A Knight of the Seven Kingdoms: Full Release Timeline, Cast and Crew Lineup, and Story Details — The Definitive Preview
A Knight of the Seven Kingdoms saddles up from creators Ira Parker and George R.R. Martin, bringing the beloved Tales of Dunk and Egg to life. Peter Claffey and Dexter Sol Ansell lead a cast featuring Finn Bennett, Bertie Carvel, Tanzyn Crawford, Daniel Ings, and Sam Spruell, with Martin, Parker, Ryan Condal, Vince Gerardis, Owen Harris, and Sarah Bradshaw executive producing.
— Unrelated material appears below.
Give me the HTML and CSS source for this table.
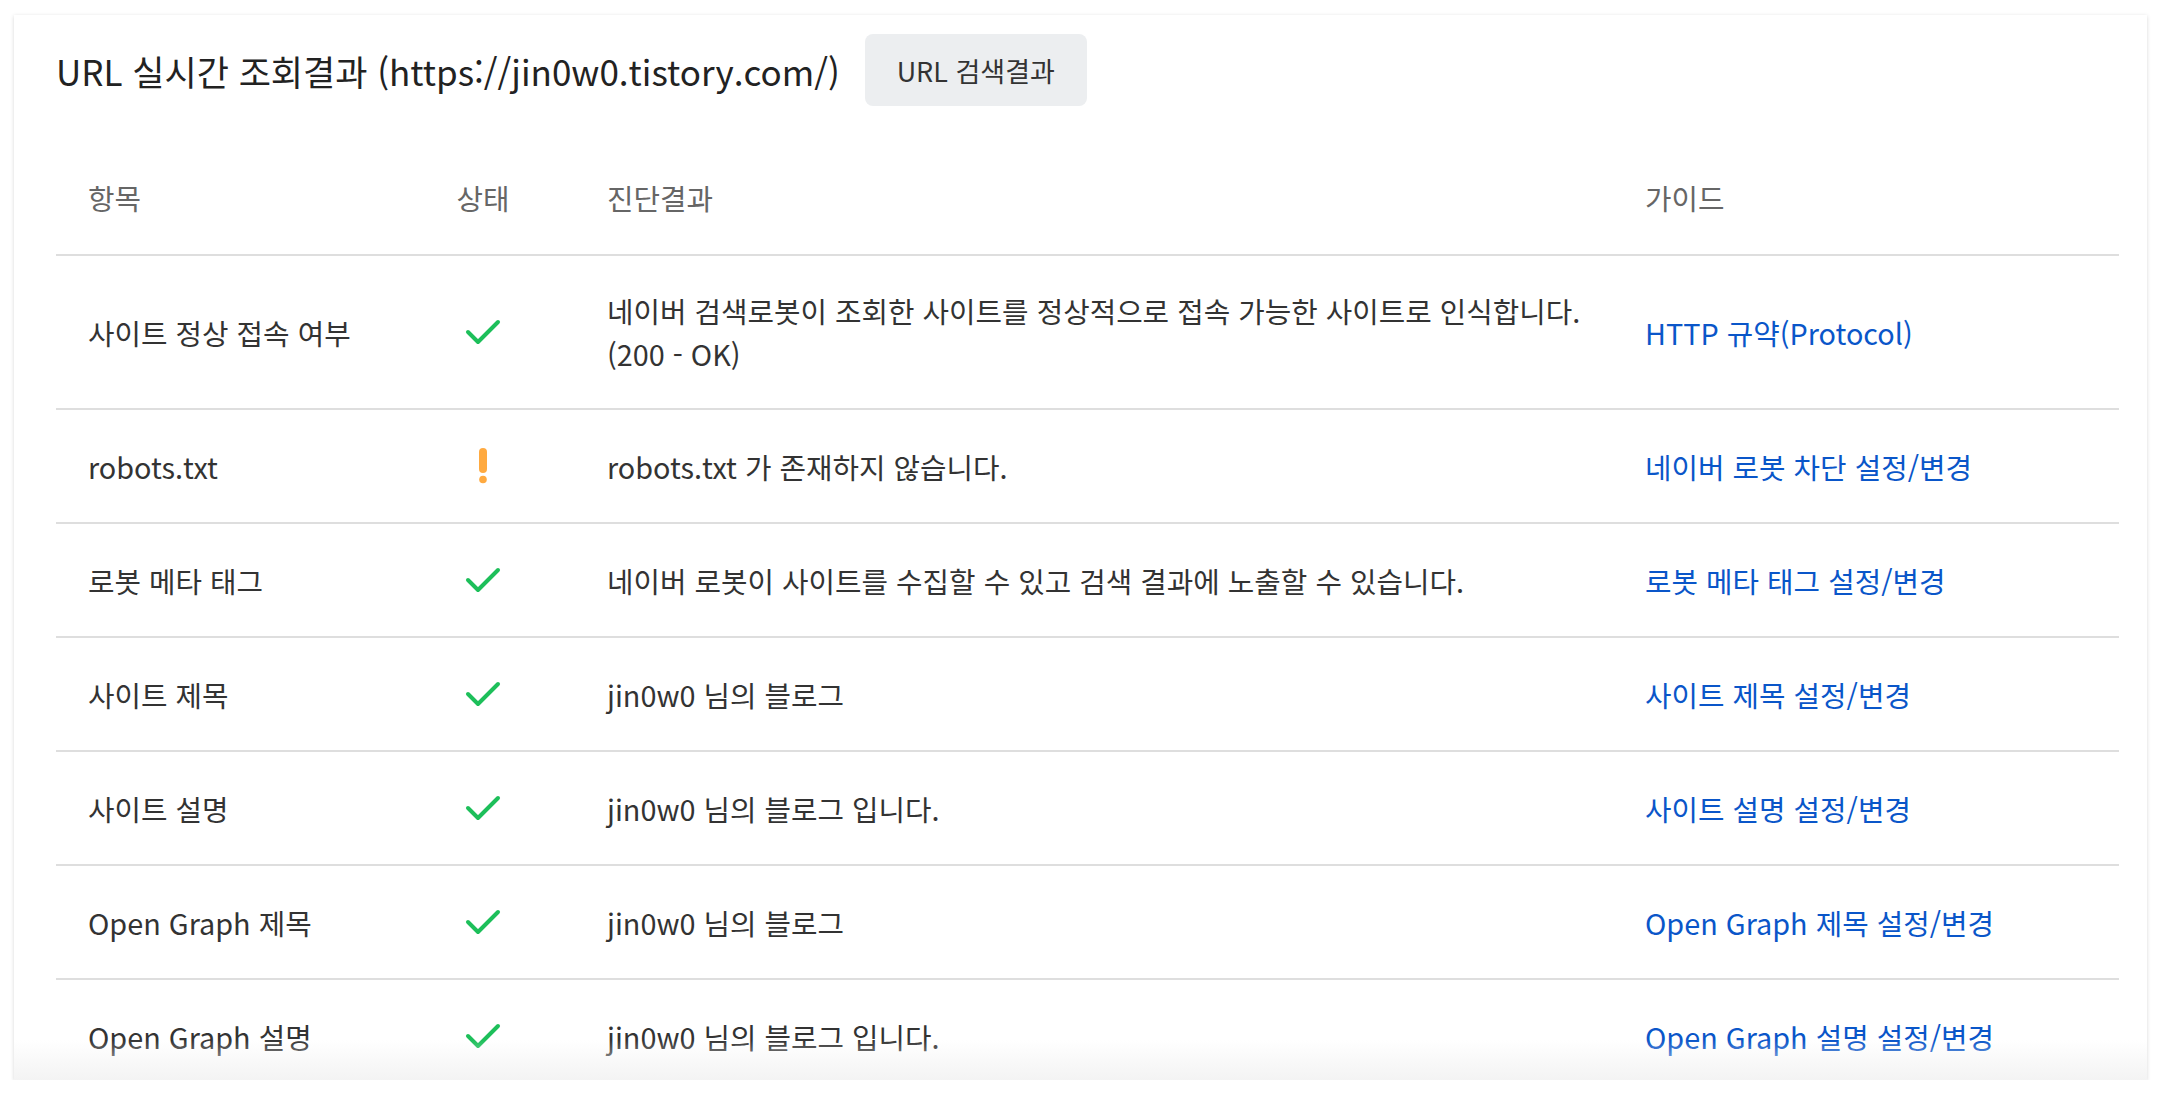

We are headed back to Westeros, but not the dragons-and-doom version. 'A Knight of the Seven Kingdoms' lands January 18, 2026 on HBO, and it is built to be breezier, funnier, and yes, shorter. You can jump in cold without a PhD in Targaryen family trees, or treat it as a side quest if you already speak Valyrian. Either way, here is everything you need before the premiere.
When and where to watch
Season 1 premieres Sunday, January 18, 2026 on HBO and HBO Max at 10/9c. There are six episodes, each running about 30 minutes. That half-hour length is intentional: the season adapts 'The Hedge Knight' novella, which is lean and focused, so the show keeps the pace tight.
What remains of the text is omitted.